LabelId = $sensitivityProperty
TenantId = $null
Enabled = $null
Removed = $null
Method = $null
SetDate = $null
Name = $null
ContentBits = $null
SensitivityProperty = $sensitivityProperty
}
}
if ($results.Count -eq 0) {
$results += [pscustomobject]@{
FilePath = $resolvedPath
Source = "None found"
LabelId = $null
TenantId = $null
Enabled = $null
Removed = $null
Method = $null
SetDate = $null
Name = $null
ContentBits = $null
SensitivityProperty = $null
}
}
return $results
}
finally {
$zip.Dispose()
}
}
Get-PurviewLabelFromOfficeFile -Path C:\Users\user\Desktop\ConfTest.docx
Output
The function returns a PSCustomObject with:
- FilePath - Path to the analyzed file
- Source - Which XML location the label was found in
- LabelId - The unique identifier for the sensitivity label
- TenantId - The Microsoft 365 tenant identifier
- Enabled - Whether the label is enabled
- Removed - Whether the label was removed
- Method - How the label was applied (manual, automatic, etc.)

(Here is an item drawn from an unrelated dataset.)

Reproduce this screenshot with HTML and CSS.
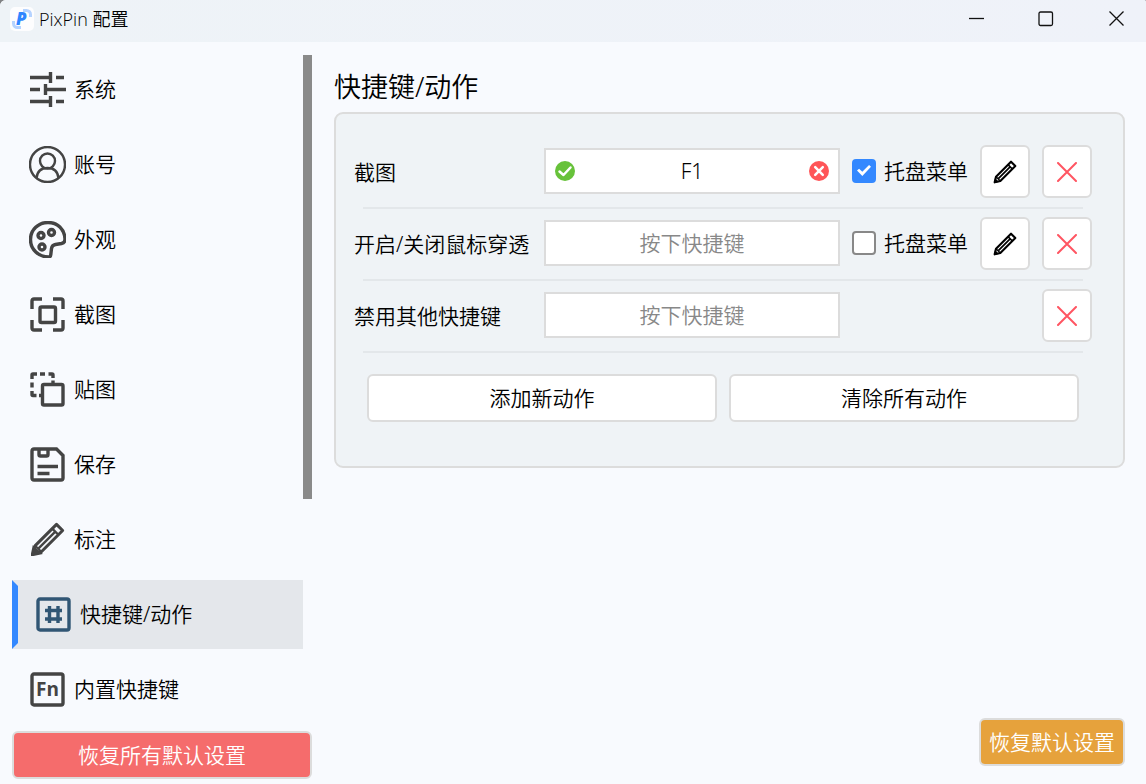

- SetDate - When the label was applied
- Name - The label display name
- ContentBits - Content watermark information
- SensitivityProperty - The raw sensitivity property value
Usage
To use the script, call Get-PurviewLabelFromOfficeFile with the -Path parameter pointing to an Office file:
Get-PurviewLabelFromOfficeFile -Path "C:\path\to\document.docx"
The script works with .docx, .xlsx, .pptx, and other Office Open XML format files. It will not work with encrypted or rights-protected files.